Israel ist ein reiches Land, es braucht keine auswärtige Hilfe, es wird im eigenen Interesse den Palästinensern wirtschaftlich unter die Arme greifen müssen. Menschenwürdige Verhältnisse in Gaza herzustellen wird weniger kosten, als der letzte Krieg gekostet hat. Die Westbank hat eine Infrastruktur, die nur ausgebaut werden muss. An Kapital und Know-how gibt es keinen Mangel.
Und damit die Israelis und die Palästinenser begreifen, dass sie es nur miteinander schaffen können, muss der ewige Showdown beendet werden. Sie wissen doch, lieber Kollege, dass die spontanen Demos immer im Voraus angekündigt werden und zu festen Zeiten stattfinden - damit sie in den USA in die Hauptnachrichten kommen. Also muss das Fernsehen für eine Weile aus dem Heiligen Land verbannt werden. Ich weiß, es klingt gaga, aber wir haben es nicht mit einer Berichterstattung über Ereignisse zu tun, sondern mit Ereignissen, die für das Fernsehen inszeniert werden.
Als ich vor einigen Wochen in Israel war, rief der Mufti von Jerusalem die Muslime dazu auf, massenhaft in die Stadt zu kommen, um die Juden daran zu hindern, die Al-Aksa-Moschee zu besetzen. Er wollte, dass Bilder um die Welt gehen, wie israelische Soldaten arabische Jugendliche zusammenschlagen, Tote und Verletzte inklusive.

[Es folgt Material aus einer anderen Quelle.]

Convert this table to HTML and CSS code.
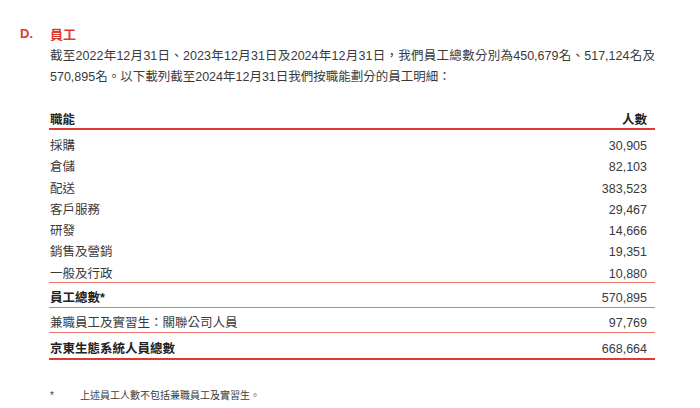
FILE: index.html
```html
<!DOCTYPE html>
<html lang="zh-Hant">
<head>
  <meta charset="UTF-8" />
  <title>員工</title>
  <link rel="stylesheet" href="styles.css">
</head>
<body>
  <div class="page">
    <div class="heading">
      <span class="letter">D.</span>
      <span class="title">員工</span>
    </div>

    <div class="content">
      <p class="intro">
        <span class="line full">截至2022年12月31日、2023年12月31日及2024年12月31日，我們員工總數分別為450,679名、517,124名及</span>
        <span class="line">570,895名。以下載列截至2024年12月31日我們按職能劃分的員工明細：</span>
      </p>

      <div class="staff-table">
        <div class="row head-row">
          <span>職能</span>
          <span>人數</span>
        </div>

        <div class="group">
          <div class="row"><span>採購</span><span class="num">30,905</span></div>
          <div class="row"><span>倉儲</span><span class="num">82,103</span></div>
          <div class="row"><span>配送</span><span class="num">383,523</span></div>
          <div class="row"><span>客戶服務</span><span class="num">29,467</span></div>
          <div class="row"><span>研發</span><span class="num">14,666</span></div>
          <div class="row"><span>銷售及營銷</span><span class="num">19,351</span></div>
          <div class="row"><span>一般及行政</span><span class="num">10,880</span></div>
        </div>

        <div class="row sum bold"><span>員工總數*</span><span class="num">570,895</span></div>
        <div class="row sum"><span>兼職員工及實習生：關聯公司人員</span><span class="num">97,769</span></div>
        <div class="row sum bold last"><span>京東生態系統人員總數</span><span class="num">668,664</span></div>
      </div>

      <div class="note">
        <span class="mark">*</span>
        <span>上述員工人數不包括兼職員工及實習生。</span>
      </div>
    </div>
  </div>
</body>
</html>
```

FILE: styles.css
```css
body {
  margin: 0;
  background-color: #fff;
  color: #3a3a3a;
  font-family: "Liberation Sans", "Noto Sans CJK TC", sans-serif;
}

.page {
  padding-top: 23px;
}

.heading {
  display: flex;
  align-items: center;
  height: 20px;
  padding-left: 20px;
  color: #e03a2f;
  font-weight: bold;
}

.letter {
  width: 30px;
  font-size: 13px;
}

.title {
  font-size: 13px;
}

.content {
  margin-left: 50px;
  width: 605px;
}

.intro {
  margin: 3px 0 0;
  font-size: 12.5px;
  line-height: 21px;
}

.intro .line {
  display: block;
}

.intro .full {
  text-align: justify;
  text-align-last: justify;
}

.staff-table {
  margin-top: 20px;
  margin-left: -1px;
  font-size: 12.5px;
}

.row {
  display: flex;
  justify-content: space-between;
  padding: 0 8px 0 1px;
}

.head-row {
  line-height: 16px;
  padding-top: 4px;
  font-weight: bold;
  color: #222;
  border-bottom: 2px solid #e03a2f;
}

.group {
  padding-top: 6px;
  border-bottom: 1px solid #e8766e;
}

.group .row {
  height: 21.3px;
  line-height: 21.3px;
}

.group .row:last-child {
  height: 18.5px;
}

.sum {
  padding-top: 6px;
  line-height: 18px;
  border-bottom: 1px solid #e8766e;
}

.bold {
  font-weight: bold;
  color: #222;
}

.bold .num {
  font-weight: normal;
  color: #3a3a3a;
}

.last {
  padding-top: 7px;
  border-bottom: 2px solid #e03a2f;
}

.note {
  display: flex;
  margin-top: 29px;
  font-size: 10px;
  line-height: 14px;
}

.note .mark {
  width: 30px;
}
```
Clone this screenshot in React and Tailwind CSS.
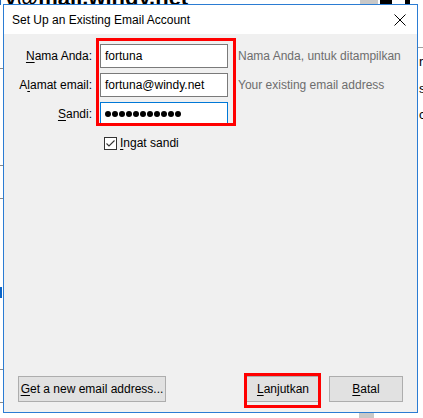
import React from "react";

const font = { fontFamily: '"Liberation Sans", Arial, sans-serif' };

const U = ({ children }) => <span className="underline underline-offset-2">{children}</span>;

const Field = ({ label, value, hint, focused }) => (
  <>
    <div className="text-right text-black leading-[24px] whitespace-nowrap">{label}</div>
    <div
      className={`h-[24px] w-[128px] bg-white border px-[4px] flex items-center text-black ${
        focused ? "border-[#0078d7]" : "border-[#7a7a7a]"
      }`}
    >
      {value}
    </div>
    <div className="pl-[2px] text-[#6d6d6d] leading-[24px] whitespace-nowrap">{hint}</div>
  </>
);

const Button = ({ children, className = "" }) => (
  <div
    className={`h-[26px] flex items-center justify-center bg-[#e1e1e1] border border-[#adadad] text-black whitespace-nowrap ${className}`}
  >
    {children}
  </div>
);

const Dots = ({ count }) => (
  <div className="flex gap-[1px]">
    {Array.from({ length: count }).map((_, i) => (
      <div key={i} className="w-[6px] h-[6px] rounded-full bg-black" />
    ))}
  </div>
);

export default function App() {
  return (
    <div className="relative w-[423px] h-[418px] bg-white overflow-hidden text-[12px]" style={font}>
      {/* background window pieces */}
      <div className="absolute left-[-4px] top-[-19px] text-[22px] font-bold text-black whitespace-nowrap">
        ry@mail.windy.net
      </div>
      <div className="absolute left-[360px] top-0 w-[18px] h-[4px] bg-[#c8c8c8]" />
      <div className="absolute left-[380px] top-0 w-[12px] h-[4px] bg-black" />
      <div className="absolute left-[405px] top-0 w-[5px] h-[4px] bg-black" />
      <div className="absolute left-[418px] top-[47px] w-[5px] h-px bg-[#a0a0a0]" />
      <div className="absolute left-[419px] top-[52px] text-[13px] text-black">ri</div>
      <div className="absolute left-[419px] top-[79px] text-[13px] text-black">se</div>
      <div className="absolute left-[419px] top-[105px] text-[13px] text-black">c</div>
      <div className="absolute left-0 top-[68px] w-[3px] h-px bg-[#8a8a8a]" />
      <div className="absolute left-0 top-[165px] w-[3px] h-px bg-[#8a8a8a]" />
      <div className="absolute left-0 top-[198px] w-[3px] h-px bg-[#8a8a8a]" />
      <div className="absolute left-0 top-[287px] w-[2px] h-[11px] bg-[#0a64c8]" />
      <div className="absolute left-0 top-[369px] w-[3px] h-px bg-[#8a8a8a]" />
      <div className="absolute left-0 top-[402px] w-[3px] h-px bg-[#8a8a8a]" />
      <div className="absolute left-[359px] top-[413px] w-[15px] h-[5px] bg-[#c8c8c8]" />

      {/* dialog window */}
      <div className="absolute left-[3px] top-[4px] w-[415px] h-[409px] border border-[#2b7cd3] bg-[#f0f0f0] flex flex-col">
        <div className="h-[29px] bg-white flex items-center justify-between pl-[8px] pr-[8px] shrink-0">
          <span className="text-black text-[12px]">Set Up an Existing Email Account</span>
          <svg width="12" height="12" viewBox="0 0 12 12" className="mr-[3px]">
            <path d="M0.5 0.5 L11.5 11.5 M11.5 0.5 L0.5 11.5" stroke="#000" strokeWidth="1" />
          </svg>
        </div>

        <div className="relative flex-1 flex flex-col">
          <div className="grid grid-cols-[87px_128px_auto] gap-x-[8px] gap-y-[5px] mt-[10px] ml-[1px]">
            <Field label={<><U>N</U>ama Anda:</>} value="fortuna" hint="Nama Anda, untuk ditampilkan" />
            <Field label={<>A<U>l</U>amat email:</>} value="fortuna@windy.net" hint="Your existing email address" />
            <Field label={<><U>S</U>andi:</>} value={<Dots count={11} />} hint="" focused />
          </div>

          <div className="flex items-center gap-[3px] ml-[100px] mt-[8px]">
            <div className="w-[13px] h-[13px] border border-[#333] bg-white flex items-center justify-center">
              <svg width="11" height="11" viewBox="0 0 11 11">
                <path d="M1.5 5.5 L4 8 L9.5 2.5" stroke="#333" strokeWidth="1.1" fill="none" />
              </svg>
            </div>
            <span className="text-black">
              <U>I</U>ngat sandi
            </span>
          </div>

          <div className="flex-1" />

          <div className="flex items-center px-[14px] pb-[10px]">
            <Button className="w-[148px]">
              <span>
                <U>G</U>et a new email address...
              </span>
            </Button>
            <div className="flex-1" />
            <Button className="w-[74px]">
              <span>
                <U>L</U>anjutkan
              </span>
            </Button>
            <Button className="w-[74px] ml-[9px]">
              <span>
                <U>B</U>atal
              </span>
            </Button>
          </div>

          {/* red annotation boxes */}
          <div className="absolute left-[92px] top-[4px] w-[140px] h-[88px] border-[3px] border-[#ff0000]" />
          <div className="absolute left-[240px] top-[339px] w-[77px] h-[35px] border-[3px] border-[#ff0000]" />
        </div>
      </div>
    </div>
  );
}
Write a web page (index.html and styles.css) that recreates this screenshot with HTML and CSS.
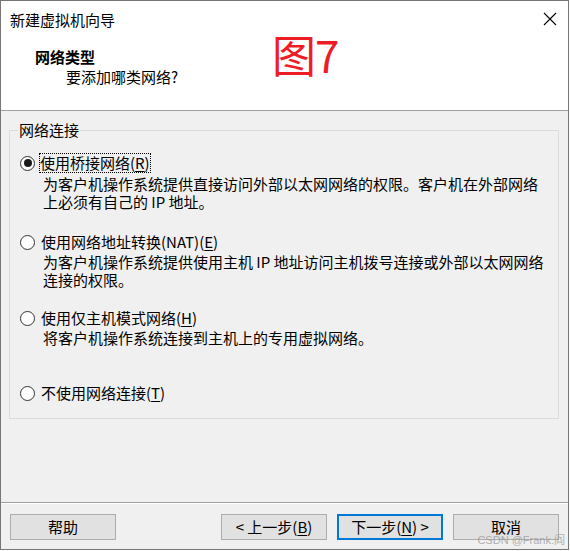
FILE: index.html
```html
<!DOCTYPE html>
<html lang="zh-CN">
<head>
<meta charset="utf-8">
<title>新建虚拟机向导</title>
<link rel="stylesheet" href="styles.css">
</head>
<body>
<div class="window">
  <div class="header">
    <div class="titlebar">
      <span class="title">新建虚拟机向导</span>
      <svg class="close" width="14" height="14" viewBox="0 0 14 14"><path d="M1 1 L13 13 M13 1 L1 13" stroke="#000" stroke-width="1.1" fill="none"/></svg>
    </div>
    <div class="head-title">网络类型</div>
    <div class="head-sub">要添加哪类网络?</div>
    <div class="annot">图7</div>
  </div>
  <div class="content">
    <fieldset class="group">
      <legend class="legend">网络连接</legend>
      <div class="option opt1">
        <div class="opt-row"><span class="radio checked"></span><span class="opt-label focus">使用桥接网络(<u>R</u>)</span></div>
        <div class="desc">为客户机操作系统提供直接访问外部以太网网络的权限。客户机在外部网络<br>上必须有自己的 IP 地址。</div>
      </div>
      <div class="option opt2">
        <div class="opt-row"><span class="radio"></span><span class="opt-label">使用网络地址转换(NAT)(<u>E</u>)</span></div>
        <div class="desc">为客户机操作系统提供使用主机 IP 地址访问主机拨号连接或外部以太网网络<br>连接的权限。</div>
      </div>
      <div class="option opt3">
        <div class="opt-row"><span class="radio"></span><span class="opt-label">使用仅主机模式网络(<u>H</u>)</span></div>
        <div class="desc">将客户机操作系统连接到主机上的专用虚拟网络。</div>
      </div>
      <div class="option opt4">
        <div class="opt-row"><span class="radio"></span><span class="opt-label">不使用网络连接(<u>T</u>)</span></div>
      </div>
    </fieldset>
  </div>
  <div class="footer">
    <button class="btn">帮助</button>
    <div class="spacer"></div>
    <button class="btn">&lt;&nbsp;上一步(<u>B</u>)</button>
    <button class="btn default">下一步(<u>N</u>)&nbsp;&gt;</button>
    <button class="btn">取消</button>
  </div>
  <div class="watermark">CSDN @Frank.阎</div>
</div>
</body>
</html>
```

FILE: styles.css
```css
* { box-sizing: border-box; }
html, body { margin: 0; padding: 0; background: #ffffff; }
body {
  font-family: "Noto Sans CJK SC", "Noto Sans", "Liberation Sans", sans-serif;
  font-size: 15px;
  color: #000;
}
.window {
  position: relative;
  width: 569px;
  height: 550px;
  border: 1px solid #767676;
  background: #f0f0f0;
  display: flex;
  flex-direction: column;
}
.header {
  position: relative;
  background: #fff;
  height: 110px;
  border-bottom: 1px solid #a0a0a0;
  flex: none;
}
.titlebar {
  height: 38px;
  display: flex;
  align-items: center;
  justify-content: space-between;
  padding: 0 11px 0 9px;
}
.title { line-height: 38px; }
.close { display: block; margin-top: -2px; }
.head-title {
  margin-top: 8px;
  padding-left: 34px;
  font-weight: bold;
  line-height: 20px;
}
.head-sub {
  padding-left: 65px;
  line-height: 20px;
}
.annot {
  position: absolute;
  left: 271px;
  top: 23px;
  font-size: 44px;
  line-height: 60px;
  color: #ee1d25;
  letter-spacing: -1px;
}
.content {
  flex: 1;
  padding: 9px 9px 0 8px;
}
.group {
  margin: 0;
  height: 299px;
  border: 1px solid #dcdcdc;
  padding: 0 0 0 10px;
}
.legend {
  margin-left: -2px;
  padding: 0 1px;
  line-height: 20px;
}
.opt-row {
  display: flex;
  align-items: center;
  height: 20px;
  line-height: 20px;
}
.radio {
  width: 15px;
  height: 15px;
  border: 1px solid #333;
  border-radius: 50%;
  background: #fff;
  margin-right: 6px;
  position: relative;
  flex: none;
}
.radio.checked::after {
  content: "";
  position: absolute;
  left: 2.5px;
  top: 2.5px;
  width: 8px;
  height: 8px;
  border-radius: 50%;
  background: #1a1a1a;
}
.opt-label { white-space: nowrap; }
.focus {
  outline: 1px dotted #000;
  outline-offset: -1px;
  padding: 0 1px;
  margin-left: -2px;
}
.desc {
  margin-left: 23px;
  line-height: 18px;
  white-space: nowrap;
}
.opt1 { margin-top: 13px; }
.opt1 .desc { margin-top: 2px; }
.opt2 { margin-top: 21px; }
.opt2 .desc, .opt3 .desc { margin-top: 1px; }
.opt3 { margin-top: 19px; }
.opt4 { margin-top: 36px; }
u { text-decoration: underline; text-underline-offset: 2px; }
.footer {
  flex: none;
  height: 47px;
  border-top: 1px solid #a0a0a0;
  box-shadow: inset 0 1px 0 #ffffff;
  display: flex;
  align-items: flex-start;
  gap: 10px;
  padding: 11px 9px 0 9px;
}
.spacer { flex: 1; }
.btn {
  width: 106px;
  height: 26px;
  border: 1px solid #adadad;
  background: #e1e1e1;
  font-family: inherit;
  font-size: 15px;
  color: #000;
  padding: 0;
  line-height: 22px;
}
.btn.default { border: 2px solid #0078d7; }
.watermark {
  position: absolute;
  right: 3px;
  bottom: 2px;
  font-size: 11px;
  line-height: 14px;
  color: rgba(150, 150, 150, 0.75);
  font-family: "Liberation Sans", "Noto Sans CJK SC", sans-serif;
}
```
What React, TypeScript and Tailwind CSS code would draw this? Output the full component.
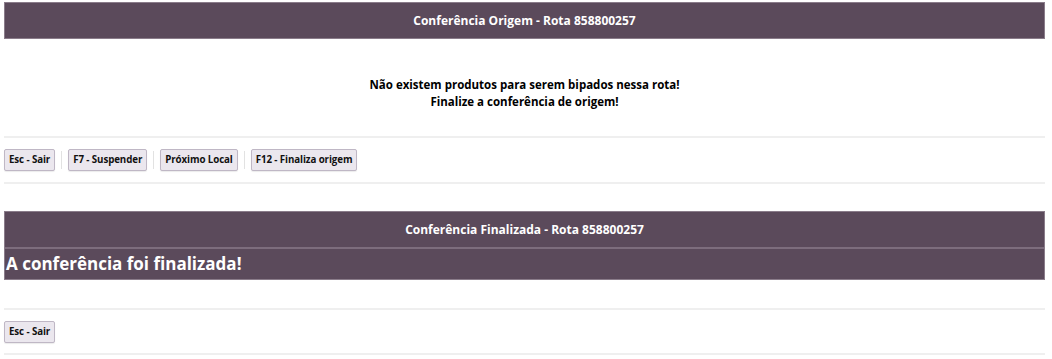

Leider oder Gott sei Dank hatte er sich verrechnet. Die Muslime hatten seinen Aufruf so verstanden, wie er gemeint war: als Provokation, und waren daheim geblieben. Der Krawall fand nicht statt, und die TV-Teams mussten abziehen.
Ich denke, ich muss an meinem Friedensplan noch ein wenig feilen. Aber machen Sie sich keine Sorgen: wir beide werden weiter aus dem Heiligen Land über Israel und die palästinensischen Gebiete berichten können. Sie von der einen, ich von der anderen Seite. Wir werfen einfach eine Münze. Kopf oder Zahl. Haifa oder Hebron. Jericho oder Jerusalem. Schalom oder Salam.